To show that the inverse square law leads to ellipses is more difficult and I will not go through that proof here, only saying that Newton managed to prove it using geometric arguments like the above. While he (and Hooke, Wren) had used Kepler's third law to derive the inverse square law of accelerations, it was this demonstration which showed that the center of those accelerations must be the sun (for the planets)

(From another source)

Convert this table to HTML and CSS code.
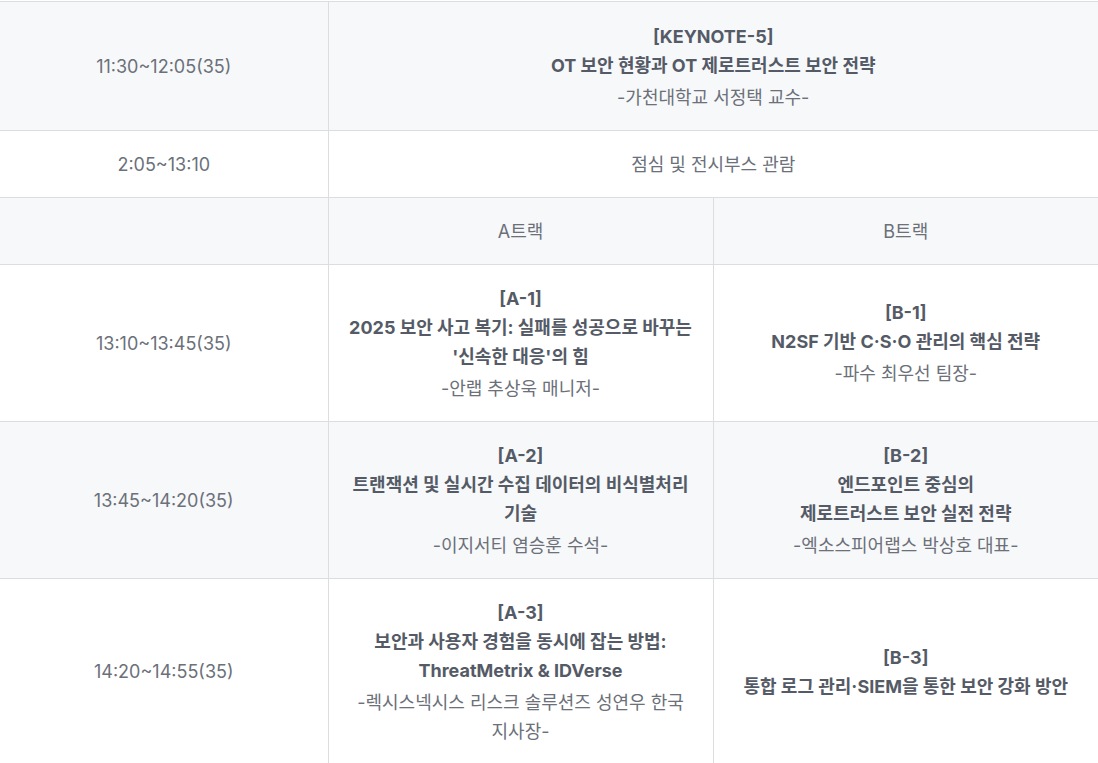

Note the crucial role that Kepler and his changes from Ptolemy played in this argument. He transfered the crucial locus of the motion from the Equant point, a point which sits in the void away from the sun, to the sun. Without that change, Newton's task would have been impossible. Ptolemy's uniform rotation around the equant was a wonderful approximation to Kepler's law. It really did fit the observed motion of the planets to an accuracy that was really hard to beat for the naked eye observations available to Ptolemy. It has all of the stucture that Kepler's ellipses had-- a center displaced from the sun and another point, the Equant (the other focus of the ellipse for Kepler). The distortion from the oval shape of the ellipse is also very small. But the crucial action for Ptolomy occured at the Equant, a point sitting off in the void where nothing was located, not at the Sun or earth. Kepler had transfered, by his equal areas in equal times law, the crucial action to the sun or earth allowing recognition by Newton that this implied that the acceleration of all of the planets pointed right toward the sun and of the moon to the earth.